EXERCISE DETAILS:
Copy every line with the string "this" in it.

___ DATA TO PROCESS

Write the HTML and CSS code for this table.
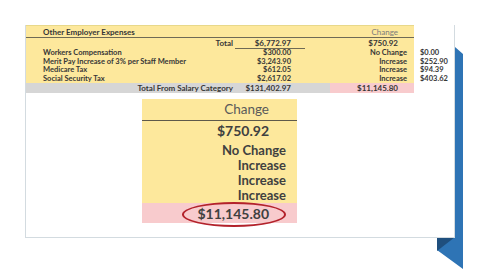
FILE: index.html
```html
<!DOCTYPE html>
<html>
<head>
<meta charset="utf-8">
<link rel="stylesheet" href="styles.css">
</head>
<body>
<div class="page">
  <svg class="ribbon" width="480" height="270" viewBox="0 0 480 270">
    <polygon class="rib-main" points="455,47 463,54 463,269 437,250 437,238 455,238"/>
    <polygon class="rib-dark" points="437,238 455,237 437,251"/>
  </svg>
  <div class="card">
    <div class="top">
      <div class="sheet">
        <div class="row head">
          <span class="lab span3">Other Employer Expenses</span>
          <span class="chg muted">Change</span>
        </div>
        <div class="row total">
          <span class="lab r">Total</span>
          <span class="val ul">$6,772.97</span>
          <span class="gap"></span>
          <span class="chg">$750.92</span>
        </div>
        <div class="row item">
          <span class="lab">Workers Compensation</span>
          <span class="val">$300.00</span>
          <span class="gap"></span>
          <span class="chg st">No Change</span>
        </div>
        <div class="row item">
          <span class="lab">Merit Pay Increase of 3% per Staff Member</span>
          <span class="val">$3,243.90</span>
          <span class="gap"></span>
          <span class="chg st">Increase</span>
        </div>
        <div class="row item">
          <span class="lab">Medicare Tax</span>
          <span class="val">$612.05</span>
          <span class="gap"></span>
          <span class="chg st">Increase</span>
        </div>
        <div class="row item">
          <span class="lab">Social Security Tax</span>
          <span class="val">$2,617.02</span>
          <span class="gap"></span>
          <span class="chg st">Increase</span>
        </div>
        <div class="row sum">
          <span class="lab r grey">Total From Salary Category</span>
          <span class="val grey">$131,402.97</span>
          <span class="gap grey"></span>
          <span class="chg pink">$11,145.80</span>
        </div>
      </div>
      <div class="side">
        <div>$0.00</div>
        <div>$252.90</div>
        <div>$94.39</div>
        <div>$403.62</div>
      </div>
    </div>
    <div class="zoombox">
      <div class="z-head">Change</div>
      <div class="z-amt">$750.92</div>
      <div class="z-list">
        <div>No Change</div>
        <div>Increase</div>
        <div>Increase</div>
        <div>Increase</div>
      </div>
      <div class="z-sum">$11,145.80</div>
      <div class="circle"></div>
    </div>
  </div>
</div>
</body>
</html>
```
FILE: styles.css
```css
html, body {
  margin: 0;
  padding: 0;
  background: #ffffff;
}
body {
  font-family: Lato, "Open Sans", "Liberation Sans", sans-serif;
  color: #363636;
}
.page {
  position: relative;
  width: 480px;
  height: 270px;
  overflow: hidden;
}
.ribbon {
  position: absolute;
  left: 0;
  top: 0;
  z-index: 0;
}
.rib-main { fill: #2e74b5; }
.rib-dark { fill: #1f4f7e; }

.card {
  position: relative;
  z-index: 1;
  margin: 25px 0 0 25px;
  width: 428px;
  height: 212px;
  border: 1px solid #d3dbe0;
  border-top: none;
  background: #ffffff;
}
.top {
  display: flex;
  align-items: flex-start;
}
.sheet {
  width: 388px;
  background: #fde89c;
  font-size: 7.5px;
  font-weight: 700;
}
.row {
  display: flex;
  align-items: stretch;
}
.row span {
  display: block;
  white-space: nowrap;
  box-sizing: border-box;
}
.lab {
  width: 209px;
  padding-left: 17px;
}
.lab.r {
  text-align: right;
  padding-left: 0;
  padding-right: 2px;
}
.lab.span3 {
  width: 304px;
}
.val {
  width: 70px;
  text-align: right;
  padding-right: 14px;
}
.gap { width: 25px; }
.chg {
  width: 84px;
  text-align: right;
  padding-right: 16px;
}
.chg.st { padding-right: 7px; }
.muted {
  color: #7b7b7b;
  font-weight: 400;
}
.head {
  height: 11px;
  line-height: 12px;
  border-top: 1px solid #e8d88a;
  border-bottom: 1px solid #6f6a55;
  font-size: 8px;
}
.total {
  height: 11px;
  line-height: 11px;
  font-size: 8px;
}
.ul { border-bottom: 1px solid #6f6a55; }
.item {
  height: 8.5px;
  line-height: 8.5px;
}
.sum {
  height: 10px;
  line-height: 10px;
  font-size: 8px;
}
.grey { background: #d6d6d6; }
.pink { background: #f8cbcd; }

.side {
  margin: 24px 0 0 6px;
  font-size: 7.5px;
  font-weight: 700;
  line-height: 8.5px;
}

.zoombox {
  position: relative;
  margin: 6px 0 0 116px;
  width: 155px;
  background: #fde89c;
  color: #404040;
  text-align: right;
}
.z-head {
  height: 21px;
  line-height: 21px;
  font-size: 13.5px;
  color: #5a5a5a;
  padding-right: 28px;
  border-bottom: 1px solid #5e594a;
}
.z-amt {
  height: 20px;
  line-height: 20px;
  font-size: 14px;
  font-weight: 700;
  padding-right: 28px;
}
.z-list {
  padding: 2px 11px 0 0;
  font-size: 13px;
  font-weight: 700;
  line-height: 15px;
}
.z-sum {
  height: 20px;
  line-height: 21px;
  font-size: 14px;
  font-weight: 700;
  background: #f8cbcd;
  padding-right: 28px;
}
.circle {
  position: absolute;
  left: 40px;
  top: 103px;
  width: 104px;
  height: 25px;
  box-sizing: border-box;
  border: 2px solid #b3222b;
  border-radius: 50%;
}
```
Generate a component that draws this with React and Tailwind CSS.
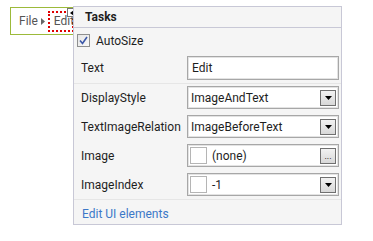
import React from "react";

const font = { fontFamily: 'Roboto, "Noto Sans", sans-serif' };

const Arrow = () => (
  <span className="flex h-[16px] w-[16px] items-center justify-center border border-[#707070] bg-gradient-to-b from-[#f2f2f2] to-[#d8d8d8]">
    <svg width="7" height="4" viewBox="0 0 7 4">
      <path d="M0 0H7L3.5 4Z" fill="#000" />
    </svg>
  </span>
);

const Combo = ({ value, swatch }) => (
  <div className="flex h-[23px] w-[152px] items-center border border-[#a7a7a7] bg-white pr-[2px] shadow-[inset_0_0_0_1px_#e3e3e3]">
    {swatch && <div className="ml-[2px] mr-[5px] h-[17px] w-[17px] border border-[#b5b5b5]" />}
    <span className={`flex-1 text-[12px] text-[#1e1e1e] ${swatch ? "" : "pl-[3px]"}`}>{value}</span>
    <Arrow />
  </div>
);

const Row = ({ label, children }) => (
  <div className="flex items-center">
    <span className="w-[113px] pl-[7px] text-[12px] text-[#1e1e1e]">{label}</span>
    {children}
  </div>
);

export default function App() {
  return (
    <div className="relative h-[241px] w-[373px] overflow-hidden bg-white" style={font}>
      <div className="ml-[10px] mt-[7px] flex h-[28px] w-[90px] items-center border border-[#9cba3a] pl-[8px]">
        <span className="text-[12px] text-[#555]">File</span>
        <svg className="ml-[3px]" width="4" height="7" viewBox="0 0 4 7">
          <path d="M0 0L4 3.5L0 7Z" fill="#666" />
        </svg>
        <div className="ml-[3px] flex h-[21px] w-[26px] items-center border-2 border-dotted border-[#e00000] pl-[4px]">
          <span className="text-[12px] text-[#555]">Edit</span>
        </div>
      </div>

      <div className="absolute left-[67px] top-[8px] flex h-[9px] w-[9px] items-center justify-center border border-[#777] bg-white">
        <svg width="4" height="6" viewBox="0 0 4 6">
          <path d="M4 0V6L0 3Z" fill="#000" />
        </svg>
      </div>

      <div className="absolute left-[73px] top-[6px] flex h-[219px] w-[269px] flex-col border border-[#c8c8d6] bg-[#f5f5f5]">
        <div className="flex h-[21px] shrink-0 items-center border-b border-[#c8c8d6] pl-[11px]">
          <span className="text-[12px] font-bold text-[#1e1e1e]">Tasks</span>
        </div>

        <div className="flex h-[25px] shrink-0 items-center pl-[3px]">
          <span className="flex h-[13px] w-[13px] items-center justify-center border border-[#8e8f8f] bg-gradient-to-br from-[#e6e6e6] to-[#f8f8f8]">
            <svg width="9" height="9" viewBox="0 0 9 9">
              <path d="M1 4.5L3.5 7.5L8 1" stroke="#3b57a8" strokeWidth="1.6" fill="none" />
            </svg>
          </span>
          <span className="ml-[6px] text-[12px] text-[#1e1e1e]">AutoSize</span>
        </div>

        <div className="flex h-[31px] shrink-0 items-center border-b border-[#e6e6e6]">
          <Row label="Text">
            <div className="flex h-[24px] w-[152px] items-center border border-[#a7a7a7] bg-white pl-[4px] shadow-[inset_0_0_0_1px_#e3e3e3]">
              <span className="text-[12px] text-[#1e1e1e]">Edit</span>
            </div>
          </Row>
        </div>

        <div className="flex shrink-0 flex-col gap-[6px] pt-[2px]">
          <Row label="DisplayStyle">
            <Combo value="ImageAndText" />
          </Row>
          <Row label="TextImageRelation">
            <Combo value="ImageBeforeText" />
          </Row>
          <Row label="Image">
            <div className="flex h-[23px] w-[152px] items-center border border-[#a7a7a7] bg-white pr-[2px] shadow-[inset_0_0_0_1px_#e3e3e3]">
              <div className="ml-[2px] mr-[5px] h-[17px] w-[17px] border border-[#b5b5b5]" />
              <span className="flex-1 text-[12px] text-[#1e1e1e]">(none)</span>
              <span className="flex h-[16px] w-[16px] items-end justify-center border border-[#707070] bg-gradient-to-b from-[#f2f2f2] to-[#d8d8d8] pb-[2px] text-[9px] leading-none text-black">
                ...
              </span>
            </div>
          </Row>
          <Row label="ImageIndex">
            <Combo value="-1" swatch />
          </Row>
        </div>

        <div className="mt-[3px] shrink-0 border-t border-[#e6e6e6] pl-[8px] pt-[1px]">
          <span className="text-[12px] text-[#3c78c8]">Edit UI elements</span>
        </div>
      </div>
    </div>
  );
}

______

WRITTEN RESPONSE:
Write the HTML and CSS code for this table.
Generate a component that draws this with React and Tailwind CSS.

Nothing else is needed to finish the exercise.